Nov 122013

xkcd: SecurityProbably every programmer had a phase when he started to develop his own encryption algorithm. It was probably early in his professional life when he learnt about XOR and the magic it does. Most programmers soon after realize that they are not cryptographers and that their algorithm is shitty at the best. Those who don’t usually work on DRM later (and those things are never broken, are they?)

Professional programmers know that any person can invent a security system so clever that she or he can’t think of how to break it. They heavily rely on a published standards and make their applications work accordingly. Cryptographers take care of encryption algorithms, programmers take care of implementation part and the world is a more secure place.

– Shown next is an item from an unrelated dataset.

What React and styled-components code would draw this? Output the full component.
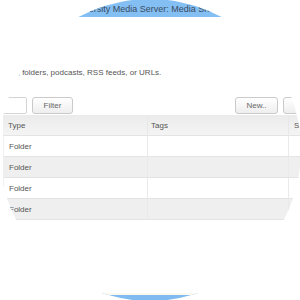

But it makes me wonder, are we approaching this all wrong? In a spy-happy world where NSA seems to influence security standards and where bulk decryption seems to be a reality, I would argue that own encryption has some benefits.

Since bulk collection relies on all data being in similar format, anything you can do to foil this actually makes you invisible. Let’s assume that AES is broken (don’t worry; it is not). Anyone relying on standard AES would be affected. But if some wise-ass just did XOR with 0xAA there is high probability that his data would skip the collection.

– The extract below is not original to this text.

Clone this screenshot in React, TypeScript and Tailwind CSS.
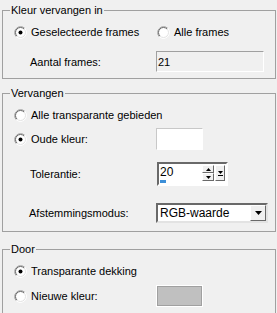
import React from 'react';

const Radio: React.FC<{ checked?: boolean }> = ({ checked }) => (
  <svg width="13" height="13" viewBox="0 0 13 13" className="shrink-0">
    <circle cx="6.5" cy="6.5" r="6" fill="#ffffff" />
    <path d="M10.74 2.26 A6 6 0 0 0 2.26 10.74" fill="none" stroke="#a0a0a0" strokeWidth="1" />
    <path d="M10.04 2.96 A5 5 0 0 0 2.96 10.04" fill="none" stroke="#696969" strokeWidth="1" />
    <path d="M10.74 2.26 A6 6 0 0 1 2.26 10.74" fill="none" stroke="#ffffff" strokeWidth="1" />
    <path d="M10.04 2.96 A5 5 0 0 1 2.96 10.04" fill="none" stroke="#e3e3e3" strokeWidth="1" />
    {checked && <circle cx="6.5" cy="6.5" r="2" fill="#000000" />}
  </svg>
);

const RadioRow: React.FC<{ label: string; checked?: boolean; className?: string }> = ({ label, checked, className }) => (
  <div className={`flex items-center gap-[4px] ${className ?? ''}`}>
    <Radio checked={checked} />
    <span>{label}</span>
  </div>
);

export default function App() {
  return (
    <div className="w-[277px] h-[313px] overflow-hidden bg-[#f0f0f0] pt-[3px] text-[11px] leading-[14px] text-black font-['Liberation_Sans',Arial,sans-serif]">
      {/* Kleur vervangen in */}
      <fieldset className="ml-[2px] mr-[1px] border border-[#a0a0a0] px-[7px] pb-[6px]">
        <legend className="px-[1px]">Kleur vervangen in</legend>
        <div className="mt-[7px] ml-[4px] flex h-[16px] items-center">
          <RadioRow label="Geselecteerde frames" checked className="w-[143px]" />
          <RadioRow label="Alle frames" />
        </div>
        <div className="mt-[11px] ml-[4px] flex h-[21px] items-center">
          <span className="w-[142px] pl-[16px]">Aantal frames:</span>
          <div className="flex h-[21px] w-[108px] items-center border border-t-[#a0a0a0] border-l-[#a0a0a0] border-b-white border-r-white bg-[#f0f0f0] pl-[1px]">
            21
          </div>
        </div>
      </fieldset>

      {/* Vervangen */}
      <fieldset className="mt-[7px] ml-[2px] mr-[1px] border border-[#a0a0a0] px-[7px] pb-[8px]">
        <legend className="px-[1px]">Vervangen</legend>
        <RadioRow label="Alle transparante gebieden" className="mt-[7px] ml-[4px] h-[16px]" />
        <div className="mt-[5px] ml-[4px] flex h-[22px] items-center">
          <RadioRow label="Oude kleur:" checked className="w-[142px]" />
          <div className="h-[22px] w-[47px] border border-t-[#c8c8c8] border-l-[#c8c8c8] border-b-white border-r-white bg-white" />
        </div>
        <div className="mt-[12px] ml-[4px] flex h-[24px] items-center">
          <span className="w-[143px] pl-[16px]">Tolerantie:</span>
          <div className="relative flex h-[24px] w-[71px] items-start border-2 border-t-[#696969] border-l-[#696969] border-b-white border-r-white bg-white">
            <span className="mt-[1px] w-[43px] pl-[1px] text-[12px] leading-[15px]">20</span>
            <div className="mt-[1px] flex flex-col">
              <div className="flex h-[8px] w-[12px] items-center justify-center border border-t-white border-l-white border-b-[#696969] border-r-[#696969] bg-[#f0f0f0]">
                <svg width="5" height="3" viewBox="0 0 5 3"><path d="M2.5 0 L5 3 L0 3 Z" fill="#000" /></svg>
              </div>
              <div className="flex h-[8px] w-[12px] items-center justify-center border border-t-white border-l-white border-b-[#696969] border-r-[#696969] bg-[#f0f0f0]">
                <svg width="5" height="3" viewBox="0 0 5 3"><path d="M0 0 L5 0 L2.5 3 Z" fill="#000" /></svg>
              </div>
            </div>
            <div className="mt-[1px] ml-[1px] flex h-[16px] w-[10px] flex-col items-center justify-center gap-[1px] border border-t-white border-l-white border-b-[#696969] border-r-[#696969] bg-[#f0f0f0]">
              <svg width="5" height="3" viewBox="0 0 5 3"><path d="M0 0 L5 0 L2.5 3 Z" fill="#000" /></svg>
              <div className="h-[1px] w-[5px] bg-black" />
            </div>
            <div className="absolute bottom-[1px] left-[1px] h-[3px] w-[6px] bg-[#3c8fd8]" />
          </div>
        </div>
        <div className="mt-[17px] ml-[3px] flex h-[20px] items-center">
          <span className="w-[143px] pl-[16px]">Afstemmingsmodus:</span>
          <div className="flex h-[20px] w-[112px] items-center border-2 border-t-[#696969] border-l-[#696969] border-b-[#e3e3e3] border-r-[#e3e3e3] bg-white">
            <span className="flex-1 pl-[2px] text-[12px]">RGB-waarde</span>
            <div className="flex h-[16px] w-[16px] items-center justify-center border border-t-white border-l-white border-b-[#696969] border-r-[#696969] bg-[#f0f0f0]">
              <svg width="7" height="4" viewBox="0 0 7 4"><path d="M0 0 L7 0 L3.5 4 Z" fill="#000" /></svg>
            </div>
          </div>
        </div>
      </fieldset>

      {/* Door */}
      <fieldset className="mt-[10px] ml-[2px] mr-[1px] border border-[#a0a0a0] px-[7px] pb-[20px]">
        <legend className="px-[1px]">Door</legend>
        <RadioRow label="Transparante dekking" checked className="mt-[7px] ml-[4px] h-[16px]" />
        <div className="mt-[6px] ml-[4px] flex h-[22px] items-center">
          <RadioRow label="Nieuwe kleur:" className="w-[142px]" />
          <div className="h-[22px] w-[47px] border border-white p-0">
            <div className="h-full w-full border border-[#a0a0a0] bg-[#c0c0c0]" />
          </div>
        </div>
      </fieldset>
    </div>
  );
}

Mind you stupid encryption is still stupid. And if you are targeted by NSA there is high probability that they will get the data regardless of what you do. If you are using some homegrown encryption, it will be broken. However, they will be unable to take this data in an automatic manner. Enough people doing this would mean they need to dedicate human resources for every shitty algorithm out there. And you are probably not important enough to warrant such attention.

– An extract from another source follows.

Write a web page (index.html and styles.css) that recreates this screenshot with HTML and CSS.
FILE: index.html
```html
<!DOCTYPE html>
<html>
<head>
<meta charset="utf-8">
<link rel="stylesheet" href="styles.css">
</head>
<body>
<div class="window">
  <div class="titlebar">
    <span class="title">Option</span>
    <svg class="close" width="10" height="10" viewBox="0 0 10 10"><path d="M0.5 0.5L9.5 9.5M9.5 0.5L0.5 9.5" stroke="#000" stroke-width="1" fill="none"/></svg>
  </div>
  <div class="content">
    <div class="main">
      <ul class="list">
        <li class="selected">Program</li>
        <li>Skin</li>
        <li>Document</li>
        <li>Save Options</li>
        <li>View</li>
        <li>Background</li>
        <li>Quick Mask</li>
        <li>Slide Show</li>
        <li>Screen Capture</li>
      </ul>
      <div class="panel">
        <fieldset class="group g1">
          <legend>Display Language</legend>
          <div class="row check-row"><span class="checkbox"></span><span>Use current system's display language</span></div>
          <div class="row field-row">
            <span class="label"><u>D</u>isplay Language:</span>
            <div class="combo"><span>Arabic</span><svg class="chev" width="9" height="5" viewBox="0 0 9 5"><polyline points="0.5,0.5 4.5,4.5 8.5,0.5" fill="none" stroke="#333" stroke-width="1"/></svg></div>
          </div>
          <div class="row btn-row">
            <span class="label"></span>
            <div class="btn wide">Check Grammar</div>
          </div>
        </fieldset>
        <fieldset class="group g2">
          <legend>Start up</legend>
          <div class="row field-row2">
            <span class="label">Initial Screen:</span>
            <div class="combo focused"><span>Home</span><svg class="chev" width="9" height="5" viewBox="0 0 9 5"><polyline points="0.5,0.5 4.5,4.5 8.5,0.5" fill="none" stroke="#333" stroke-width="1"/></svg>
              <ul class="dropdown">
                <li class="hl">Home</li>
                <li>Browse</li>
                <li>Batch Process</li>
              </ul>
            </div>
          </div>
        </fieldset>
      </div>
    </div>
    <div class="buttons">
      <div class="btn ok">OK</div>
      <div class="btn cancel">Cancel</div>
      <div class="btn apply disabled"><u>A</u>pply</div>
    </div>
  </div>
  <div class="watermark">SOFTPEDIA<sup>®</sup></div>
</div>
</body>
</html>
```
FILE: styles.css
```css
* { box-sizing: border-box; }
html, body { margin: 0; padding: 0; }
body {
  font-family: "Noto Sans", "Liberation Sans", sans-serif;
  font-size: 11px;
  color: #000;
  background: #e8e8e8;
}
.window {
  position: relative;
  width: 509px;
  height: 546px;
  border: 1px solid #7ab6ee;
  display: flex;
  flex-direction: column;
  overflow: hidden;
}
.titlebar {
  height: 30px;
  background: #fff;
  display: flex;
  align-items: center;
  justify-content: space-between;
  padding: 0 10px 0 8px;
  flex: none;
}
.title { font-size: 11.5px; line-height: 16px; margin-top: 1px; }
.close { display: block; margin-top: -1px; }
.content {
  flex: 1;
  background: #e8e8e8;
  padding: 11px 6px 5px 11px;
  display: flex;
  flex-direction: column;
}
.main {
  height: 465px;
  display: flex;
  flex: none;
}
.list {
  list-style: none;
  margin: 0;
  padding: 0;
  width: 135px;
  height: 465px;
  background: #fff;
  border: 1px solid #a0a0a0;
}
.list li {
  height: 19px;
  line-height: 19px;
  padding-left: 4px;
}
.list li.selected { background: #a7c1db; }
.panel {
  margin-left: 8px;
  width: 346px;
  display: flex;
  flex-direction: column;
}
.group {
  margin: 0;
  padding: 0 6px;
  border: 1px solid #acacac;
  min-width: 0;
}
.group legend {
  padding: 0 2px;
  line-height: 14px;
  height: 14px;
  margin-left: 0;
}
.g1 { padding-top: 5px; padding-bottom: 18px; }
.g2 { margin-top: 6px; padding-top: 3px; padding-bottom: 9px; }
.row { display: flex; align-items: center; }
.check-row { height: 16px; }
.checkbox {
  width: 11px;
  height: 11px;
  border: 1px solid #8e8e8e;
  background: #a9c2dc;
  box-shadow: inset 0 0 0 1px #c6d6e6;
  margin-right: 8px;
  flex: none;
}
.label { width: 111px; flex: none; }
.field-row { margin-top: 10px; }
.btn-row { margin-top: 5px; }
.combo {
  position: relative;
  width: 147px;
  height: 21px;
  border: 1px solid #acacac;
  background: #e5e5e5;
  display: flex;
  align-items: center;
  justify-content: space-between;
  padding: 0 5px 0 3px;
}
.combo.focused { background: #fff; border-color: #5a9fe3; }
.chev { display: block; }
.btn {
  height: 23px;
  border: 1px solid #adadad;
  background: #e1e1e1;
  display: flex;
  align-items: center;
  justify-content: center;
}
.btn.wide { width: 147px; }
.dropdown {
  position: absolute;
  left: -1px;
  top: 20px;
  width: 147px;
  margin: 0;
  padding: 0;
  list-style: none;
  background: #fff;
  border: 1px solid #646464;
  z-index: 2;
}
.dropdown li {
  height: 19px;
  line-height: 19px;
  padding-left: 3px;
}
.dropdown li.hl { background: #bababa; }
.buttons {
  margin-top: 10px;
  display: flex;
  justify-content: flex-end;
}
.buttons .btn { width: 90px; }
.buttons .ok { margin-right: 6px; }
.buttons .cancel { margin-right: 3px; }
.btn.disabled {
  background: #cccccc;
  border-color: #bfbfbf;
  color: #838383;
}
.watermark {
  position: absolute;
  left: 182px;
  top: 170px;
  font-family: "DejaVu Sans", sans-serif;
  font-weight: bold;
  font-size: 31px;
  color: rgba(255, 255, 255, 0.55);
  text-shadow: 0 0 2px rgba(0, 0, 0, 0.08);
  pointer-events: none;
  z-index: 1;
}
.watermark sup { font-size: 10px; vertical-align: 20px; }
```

Probably smarter choice would be using two encryption algorithms, back to back. You can use Rijndael to encrpyt data once, then use another key (maybe derived via Tiger) with a Twofish. I am quite comfortable saying that this encryption will not be broken by any automatic means. System might have huge gaping holes, but it will require human to find them.

Of course, once you start doing your “twist” on encryption method you suddenly become completely incompatible with all other “twists” out there. Implementations will become slower (yep, double encrypting stuff costs). Implementing two encryption algorithms will not really protect you against targeted attach where e.g. trojan can get used to steal your password and circumvent all that encryption. Nobody will bother to do cryptoanalysis on your exact combination so you are pretty much flying in the dark. And probably another bad thing or two I forgot.

However, there is something attractive in rolling your own encryption using standardized cipher blocks for data you deem important (e.g. password storage). Not only that it is an interesting defense but it also gives you an enjoyment of doing something you know you shouldn’t.

PS: Never take cryptography advice from a random guy on the Internet.